Still, as meta-slashers go, De Palma’s has great fun exposing our expectations. The movie’s two shower scenes turn out to be audience-baiting dreams. Allen’s character is a hooker with a heart of gold plate. (She strips her Park Avenue johns of stock tips, and also invests in works of art, innocently expressing the fiscally-sound preference for the artists to die.) De Palma also pokes fun at the inevitable scene of de rigueur DSMing; towards the end of the film, he places Allen and a police detective, played by Dennis Franz, in school desks, as the obligatory psychiatrist discourses on Caine’s warring identities.

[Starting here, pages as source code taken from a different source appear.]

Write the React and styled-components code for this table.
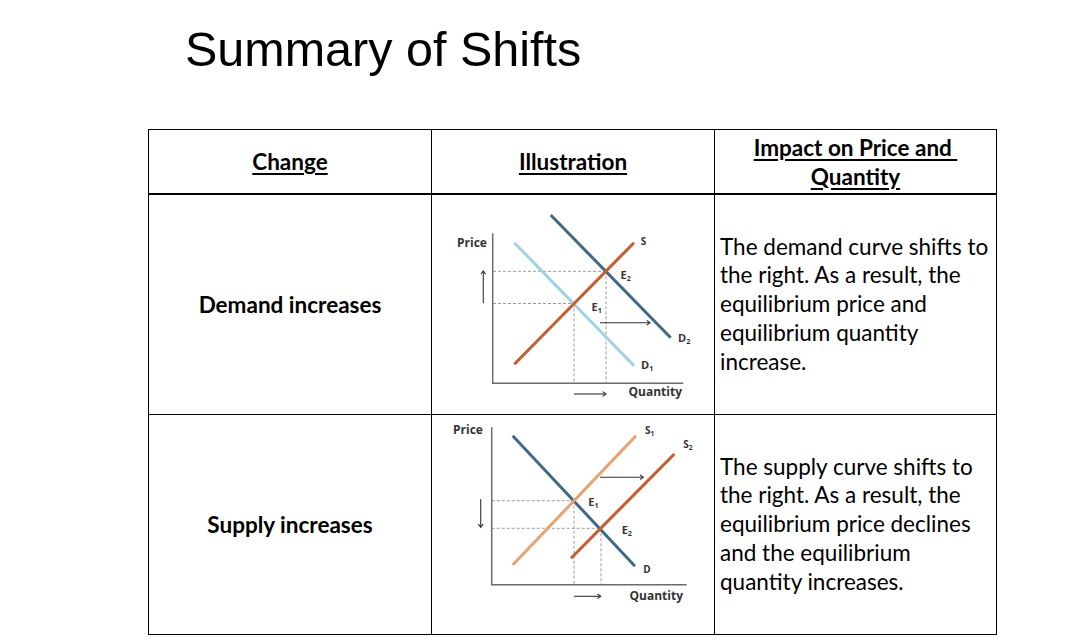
import React from "react";
import styled, { createGlobalStyle } from "styled-components";

const GlobalStyle = createGlobalStyle`
  html, body {
    margin: 0;
    padding: 0;
    background: #fff;
  }
  body {
    font-family: "Lato", "Liberation Sans", sans-serif;
    color: #000;
  }
`;

const Page = styled.div`
  width: 1092px;
  height: 644px;
  overflow: hidden;
  background: #fff;
`;

const Title = styled.h1`
  margin: 0;
  padding: 22px 0 0 185px;
  height: 54px;
  font-family: "Liberation Sans", Arial, sans-serif;
  font-weight: 400;
  font-size: 48.5px;
  line-height: 54px;
  color: #000;
`;

const Table = styled.div`
  margin: 53px 0 0 148px;
  display: grid;
  grid-template-columns: 283px 283px 282px;
  grid-template-rows: 65px 220px 220px;
  width: max-content;
  border-left: 1px solid #000;
  border-top: 1px solid #000;
`;

const Cell = styled.div`
  box-sizing: border-box;
  border-right: 1px solid #000;
  border-bottom: ${(p) => (p.$head ? "2px" : "1px")} solid #000;
  display: flex;
  align-items: center;
  justify-content: ${(p) => (p.$align === "left" ? "flex-start" : "center")};
  text-align: ${(p) => (p.$align === "left" ? "left" : "center")};
  padding: ${(p) => (p.$align === "left" ? "0 0 0 5px" : "0")};
  overflow: hidden;
`;

const HeadText = styled.span`
  font-family: "Lato", "Liberation Sans", sans-serif;
  font-weight: 700;
  font-size: 22.5px;
  line-height: 29px;
  text-decoration: underline;
  text-underline-offset: 3px;
  text-decoration-thickness: 1.5px;
  white-space: pre;
`;

const Label = styled.span`
  font-family: "Lato", "Liberation Sans", sans-serif;
  font-weight: 700;
  font-size: 22.5px;
  line-height: 28px;
`;

const Body = styled.p`
  margin: 0;
  font-family: "Lato", "Liberation Sans", sans-serif;
  font-size: 22.5px;
  line-height: 28.7px;
  white-space: nowrap;
`;

const ChartSvg = styled.svg`
  display: block;
  width: 282px;
  height: 219px;
  font-family: "Open Sans", "Liberation Sans", sans-serif;
  font-weight: 700;
  fill: #333;
`;

const DARK = "#3e6a84";
const LIGHT = "#9fd2e6";
const ORANGE = "#c95b2c";
const PEACH = "#e9a16e";

function Dash({ x1, y1, x2, y2 }) {
  return (
    <line x1={x1} y1={y1} x2={x2} y2={y2} stroke="#9a9a9a" strokeWidth="1" strokeDasharray="3 2" />
  );
}

function Arrow({ x1, y1, x2, y2 }) {
  // small open-head arrow, head at (x2, y2)
  const ang = Math.atan2(y2 - y1, x2 - x1);
  const h = 4;
  const a1 = ang + Math.PI * 0.8;
  const a2 = ang - Math.PI * 0.8;
  const d = `M${x2 + h * Math.cos(a1)} ${y2 + h * Math.sin(a1)} L${x2} ${y2} L${x2 + h * Math.cos(a2)} ${y2 + h * Math.sin(a2)}`;
  return (
    <g stroke="#333" strokeWidth="1.1" fill="none">
      <line x1={x1} y1={y1} x2={x2} y2={y2} />
      <path d={d} />
    </g>
  );
}

function Sub({ x, y, main, sub, size = 11 }) {
  return (
    <text x={x} y={y} fontSize={size}>
      {main}
      {sub && (
        <tspan fontSize={size * 0.65} dy="2">
          {sub}
        </tspan>
      )}
    </text>
  );
}

function DemandChart() {
  return (
    <ChartSvg viewBox="1 1 282 219">
      <Dash x1={62} y1={77.3} x2={175} y2={77.3} />
      <Dash x1={62} y1={109.5} x2={143} y2={109.5} />
      <Dash x1={143} y1={109.5} x2={143} y2={189} />
      <Dash x1={175} y1={77.3} x2={175} y2={189} />
      <path d="M61.7 39.3 L61.7 189.3 L252.3 189.3" stroke="#6b6b6b" strokeWidth="1.5" fill="none" />
      <line x1={83.3} y1={48.7} x2={203} y2={171.7} stroke={LIGHT} strokeWidth="3" />
      <line x1={119.7} y1={21} x2={239.7} y2={143.7} stroke={DARK} strokeWidth="3" />
      <line x1={83.3} y1={170.3} x2={203} y2={48.7} stroke={ORANGE} strokeWidth="3" />
      <Arrow x1={169} y1={128.7} x2={219} y2={128.7} />
      <Arrow x1={52.3} y1={109.3} x2={52.3} y2={77} />
      <Arrow x1={143} y1={200} x2={175} y2={200} />
      <text x={26} y={52.5} fontSize="12">Price</text>
      <text x={197.5} y={202} fontSize="12">Quantity</text>
      <Sub x={209.7} y={51} main="S" size={10} />
      <Sub x={189.5} y={85} main="E" sub="2" />
      <Sub x={160.5} y={117} main="E" sub="1" />
      <Sub x={247} y={148} main="D" sub="2" />
      <Sub x={210} y={175} main="D" sub="1" />
    </ChartSvg>
  );
}

function SupplyChart() {
  return (
    <ChartSvg viewBox="1 1 282 219">
      <Dash x1={60.7} y1={86.7} x2={143} y2={86.7} />
      <Dash x1={60.7} y1={114.3} x2={170} y2={114.3} />
      <Dash x1={143} y1={86.7} x2={143} y2={170.7} />
      <Dash x1={170} y1={114.3} x2={170} y2={170.7} />
      <path d="M60.7 13.3 L60.7 170.7 L255.7 170.7" stroke="#6b6b6b" strokeWidth="1.5" fill="none" />
      <line x1={81.7} y1={21.7} x2={204} y2={152.3} stroke={DARK} strokeWidth="3" />
      <line x1={81.7} y1={151} x2={205} y2={21.7} stroke={PEACH} strokeWidth="3" />
      <line x1={140} y1={144.3} x2={243.3} y2={40} stroke={ORANGE} strokeWidth="3" />
      <Arrow x1={169} y1={63.3} x2={212.3} y2={63.3} />
      <Arrow x1={49.7} y1={85} x2={49.7} y2={113.3} />
      <Arrow x1={143} y1={182.3} x2={169.7} y2={182.3} />
      <text x={22} y={20} fontSize="12">Price</text>
      <text x={198.5} y={185.5} fontSize="12">Quantity</text>
      <Sub x={214} y={20} main="S" sub="1" size={10} />
      <Sub x={252.3} y={34} main="S" sub="2" size={10} />
      <Sub x={157.3} y={92} main="E" sub="1" />
      <Sub x={190.7} y={119.5} main="E" sub="2" />
      <Sub x={212.3} y={158.5} main="D" size={10} />
    </ChartSvg>
  );
}

export default function App() {
  return (
    <Page>
      <GlobalStyle />
      <Title>Summary of Shifts</Title>
      <Table>
        <Cell $head>
          <HeadText>Change</HeadText>
        </Cell>
        <Cell $head>
          <HeadText>Illustration</HeadText>
        </Cell>
        <Cell $head>
          <HeadText>
            {"Impact on Price and \nQuantity"}
          </HeadText>
        </Cell>

        <Cell>
          <Label>Demand increases</Label>
        </Cell>
        <Cell>
          <DemandChart />
        </Cell>
        <Cell $align="left">
          <Body>
            The demand curve shifts to
            <br />
            the right. As a result, the
            <br />
            equilibrium price and
            <br />
            equilibrium quantity
            <br />
            increase.
          </Body>
        </Cell>

        <Cell>
          <Label>Supply increases</Label>
        </Cell>
        <Cell>
          <SupplyChart />
        </Cell>
        <Cell $align="left">
          <Body>
            The supply curve shifts to
            <br />
            the right. As a result, the
            <br />
            equilibrium price declines
            <br />
            and the equilibrium
            <br />
            quantity increases.
          </Body>
        </Cell>
      </Table>
    </Page>
  );
}
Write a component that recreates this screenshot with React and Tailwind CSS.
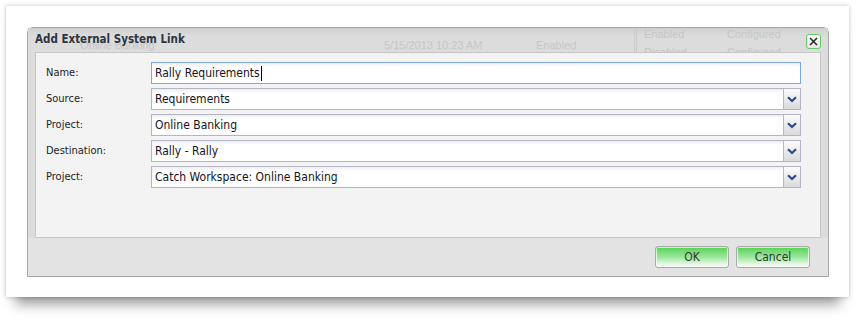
import React from 'react';

const labelFont = { fontFamily: '"DejaVu Sans Condensed", "DejaVu Sans", sans-serif' };

const Chevron = () => (
    <svg width="10" height="7" viewBox="0 0 10 7">
        <path d="M1 1.2 L5 5 L9 1.2" fill="none" stroke="#2b4a8a" strokeWidth="2.2" strokeLinejoin="miter" />
    </svg>
);

const Field = ({ label, value, focused, select }) => (
    <div className="flex items-center h-[22px]">
        <div className="w-[115px] pl-[10px] text-[11px] text-[#1c1c2a]" style={labelFont}>{label}</div>
        <div
            className={`flex-1 h-[22px] flex items-stretch bg-white border ${
                focused ? 'border-[#7fa9da]' : 'border-[#b3b3c9]'
            } shadow-[inset_0_3px_3px_-1px_rgba(0,0,0,0.07)]`}
        >
            <div className="flex-1 flex items-center pl-[3px] text-[12px] text-[#141420]" style={labelFont}>
                {value}
                {focused && <span className="w-px h-[15px] bg-black ml-px" />}
            </div>
            {select && (
                <div className="w-[17px] flex items-center justify-center border-l border-[#b8b8c8] bg-gradient-to-b from-[#fbfbfb] to-[#dadada]">
                    <Chevron />
                </div>
            )}
        </div>
    </div>
);

const Button = ({ children }) => (
    <button
        className="w-[74px] h-[22px] rounded-[3px] border border-[#a8a8a8] bg-gradient-to-b from-[#4fd24f] via-[#9be69b] to-white text-[12px] text-[#333] flex items-center justify-center shadow-[inset_0_0_0_1px_rgba(255,255,255,0.7)]"
        style={labelFont}
    >
        {children}
    </button>
);

export default function App() {
    return (
        <div className="w-[863px] h-[327px] bg-white overflow-hidden pt-[6px] pl-[6px]">
            <div className="w-[843px] h-[291px] bg-white pt-[21px] pl-[21px] shadow-[0_0_4px_rgba(0,0,0,0.25),0_16px_12px_-9px_rgba(0,0,0,0.4)]">
                {/* dialog frame */}
                <div className="relative w-[802px] h-[250px] rounded-t-[6px] border border-[#a6a6a6] bg-[#dcdcdc] flex flex-col">
                    {/* page content showing through the title bar */}
                    <div className="absolute inset-0 overflow-hidden text-[11px] text-[#c6c6c6]" style={{ fontFamily: '"Liberation Sans", sans-serif' }}>
                        <div className="absolute left-0 right-0 top-0 h-[8px] bg-gradient-to-b from-[#cfcfcf] to-[#dcdcdc]" />
                        <span className="absolute left-[52px] top-[9px]">Online Banking</span>
                        <span className="absolute left-[356px] top-[9px]">5/15/2013 10:23 AM</span>
                        <span className="absolute left-[508px] top-[9px]">Enabled</span>
                        <div className="absolute left-[606px] top-0 h-[25px] w-[3px] border-x border-[#cbcbcb]" />
                        <span className="absolute left-[616px] top-0 leading-[12px]">Enabled</span>
                        <span className="absolute left-[699px] top-0 leading-[12px]">Configured</span>
                        <span className="absolute left-[616px] top-[16px]">Disabled</span>
                        <span className="absolute left-[699px] top-[16px]">Configured</span>
                    </div>

                    {/* title bar */}
                    <div className="relative h-[24px] flex items-center justify-between pl-[7px] pr-[7px]">
                        <span className="text-[11.5px] font-bold text-[#2e3440]" style={labelFont}>Add External System Link</span>
                        <div className="w-[15px] h-[15px] mt-[2px] rounded-[3px] border border-[#62cc62] bg-gradient-to-b from-white to-[#e6e6e6] flex items-center justify-center">
                            <svg width="9" height="9" viewBox="0 0 9 9">
                                <path d="M1 1 L8 8 M8 1 L1 8" stroke="#2a2a2a" strokeWidth="1.6" />
                            </svg>
                        </div>
                    </div>

                    {/* body */}
                    <div className="relative mx-[7px] h-[186px] bg-[#f3f3f3] border border-[#c6c6c6] pt-[9px] pr-[19px] flex flex-col gap-[4px]">
                        <Field label="Name:" value="Rally Requirements" focused />
                        <Field label="Source:" value="Requirements" select />
                        <Field label="Project:" value="Online Banking" select />
                        <Field label="Destination:" value="Rally - Rally" select />
                        <Field label="Project:" value="Catch Workspace: Online Banking" select />
                    </div>

                    {/* footer */}
                    <div className="relative flex-1 bg-[#e3e3e3] flex justify-end items-start pt-[8px] pr-[18px] gap-[7px]">
                        <Button>OK</Button>
                        <Button>Cancel</Button>
                    </div>
                </div>
            </div>
        </div>
    );
}
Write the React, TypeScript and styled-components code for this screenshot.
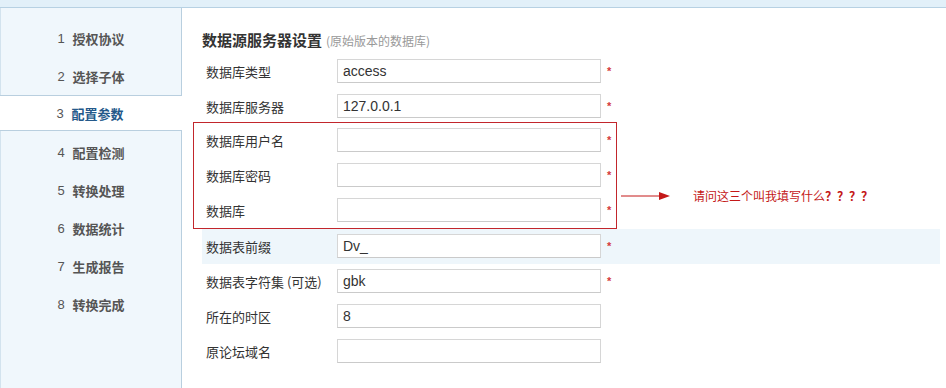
import React from 'react';
import styled, { createGlobalStyle } from 'styled-components';

const GlobalStyle = createGlobalStyle`
  html, body {
    margin: 0;
    padding: 0;
    background: #ffffff;
    font-family: "Liberation Sans", "Noto Sans CJK SC", sans-serif;
  }
`;

const Page = styled.div`
  width: 946px;
  height: 388px;
  display: flex;
  flex-direction: column;
  overflow: hidden;
`;

const TopBar = styled.div`
  height: 7px;
  flex-shrink: 0;
  background: #e2f0f9;
  border-bottom: 1px solid #b7d1e3;
`;

const Body = styled.div`
  flex: 1;
  display: flex;
  min-height: 0;
`;

const Sidebar = styled.ul`
  width: 180px;
  flex-shrink: 0;
  margin: 0;
  padding: 11px 0 0;
  list-style: none;
  background: #f0f7fc;
  border-left: 1px solid #d3e3ee;
  border-right: 1px solid #b9cfdf;
`;

const Step = styled.li<{ $active?: boolean }>`
  display: flex;
  justify-content: center;
  align-items: center;
  height: ${(p) => (p.$active ? '34px' : '38px')};
  font: bold 13px "Noto Sans CJK SC", sans-serif;
  color: ${(p) => (p.$active ? '#24598a' : '#555555')};
  ${(p) =>
    p.$active &&
    `
    background: #ffffff;
    border-top: 1px solid #b9cfdf;
    border-bottom: 1px solid #b9cfdf;
    margin: 0 -1px 2px -1px;
    padding-right: 2px;
  `}
`;

const StepNo = styled.span`
  font: 13px "Liberation Sans", sans-serif;
  color: #555555;
  margin-right: 8px;
`;

const Main = styled.div`
  flex: 1;
  padding: 21px 6px 0 20px;
`;

const Title = styled.h2`
  margin: 0 0 1px;
  height: 24px;
  line-height: 24px;
  font: bold 15px "Noto Sans CJK SC", sans-serif;
  color: #333333;
`;

const SubTitle = styled.span`
  font: normal 12px "Noto Sans CJK SC", sans-serif;
  color: #999999;
  margin-left: 4px;
`;

const Row = styled.div<{ $hl?: boolean }>`
  display: flex;
  align-items: center;
  height: 35px;
  padding: 0 0 1px 4px;
  box-sizing: border-box;
  background: ${(p) => (p.$hl ? '#eef6fb' : 'transparent')};
`;

const Label = styled.div`
  width: 131px;
  flex-shrink: 0;
  font: 13px "Noto Sans CJK SC", sans-serif;
  color: #333333;
`;

const Input = styled.input`
  width: 264px;
  height: 24px;
  box-sizing: border-box;
  margin: 0;
  padding: 0 5px;
  border: 1px solid #d6d6d6;
  border-bottom-color: #cacaca;
  background: #ffffff;
  font: 14px "Liberation Sans", sans-serif;
  color: #333333;
  outline: none;
`;

const Star = styled.span`
  margin-left: 6px;
  font: bold 11px "Liberation Sans", sans-serif;
  color: #d43a3a;
`;

const Marked = styled.div`
  display: flex;
  align-items: flex-start;
  margin: -2px 0 0 -9px;
`;

const RedBox = styled.div`
  width: 414px;
  padding-left: 8px;
  border: 1px solid #c2262c;
`;

const Note = styled.div`
  display: flex;
  align-items: center;
  padding-top: 65px;
  margin-left: 4px;
`;

const NoteText = styled.span`
  margin-left: 22px;
  font: 12px "Noto Sans CJK SC", sans-serif;
  color: #c41818;
`;

const Ask = styled.b`
  font-weight: bold;
`;

const Arrow = () => (
  <svg width="50" height="10" viewBox="0 0 50 10">
    <line x1="0" y1="5" x2="40" y2="5" stroke="#c41818" strokeWidth="1" />
    <polygon points="38,1 49,5 38,9" fill="#c41818" />
  </svg>
);

const steps = ['授权协议', '选择子体', '配置参数', '配置检测', '转换处理', '数据统计', '生成报告', '转换完成'];

type Field = { label: string; value: string; required: boolean };

const FieldRow = ({ f, hl }: { f: Field; hl?: boolean }) => (
  <Row $hl={hl}>
    <Label>{f.label}</Label>
    <Input defaultValue={f.value} />
    {f.required && <Star>*</Star>}
  </Row>
);

const top: Field[] = [
  { label: '数据库类型', value: 'access', required: true },
  { label: '数据库服务器', value: '127.0.0.1', required: true },
];

const boxed: Field[] = [
  { label: '数据库用户名', value: '', required: true },
  { label: '数据库密码', value: '', required: true },
  { label: '数据库', value: '', required: true },
];

const rest: Field[] = [
  { label: '数据表前缀', value: 'Dv_', required: true },
  { label: '数据表字符集 (可选)', value: 'gbk', required: true },
  { label: '所在的时区', value: '8', required: false },
  { label: '原论坛域名', value: '', required: false },
];

export default function App() {
  return (
    <Page>
      <GlobalStyle />
      <TopBar />
      <Body>
        <Sidebar>
          {steps.map((s, i) => (
            <Step key={s} $active={i === 2}>
              <StepNo>{i + 1}</StepNo>
              {s}
            </Step>
          ))}
        </Sidebar>
        <Main>
          <Title>
            数据源服务器设置<SubTitle>(原始版本的数据库)</SubTitle>
          </Title>
          {top.map((f) => (
            <FieldRow key={f.label} f={f} />
          ))}
          <Marked>
            <RedBox>
              {boxed.map((f) => (
                <FieldRow key={f.label} f={f} />
              ))}
            </RedBox>
            <Note>
              <Arrow />
              <NoteText>
                请问这三个叫我填写什么<Ask>？？？？</Ask>
              </NoteText>
            </Note>
          </Marked>
          {rest.map((f, i) => (
            <FieldRow key={f.label} f={f} hl={i === 0} />
          ))}
        </Main>
      </Body>
    </Page>
  );
}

Thirty-five years after its release, Dressed to Kill looks a lot like a lavishly-filmed, if slightly out-of-date, postmodern thriller. (Think Scream for aesthetes.) De Palma deploys slow tracking shots, split screens, obsessive craft, and a sense of humor. An early, wordless scene, in which Dickinson and her lover give chase to each other in an art gallery, is a marvel of visual storytelling, the sort of thing Hitchcock, who got his start in the silent era, used to call, “pure cinema.” There’s no such thing as pure cinema, of course; movies are impressed, in part, with the beliefs of their moment. But Dressed to Kill mostly transcends its dated, politically-incorrect impurities. If anything, the movie’s changing fortunes suggest we ought to be wary of our indignant other self—that inner, humorless critic.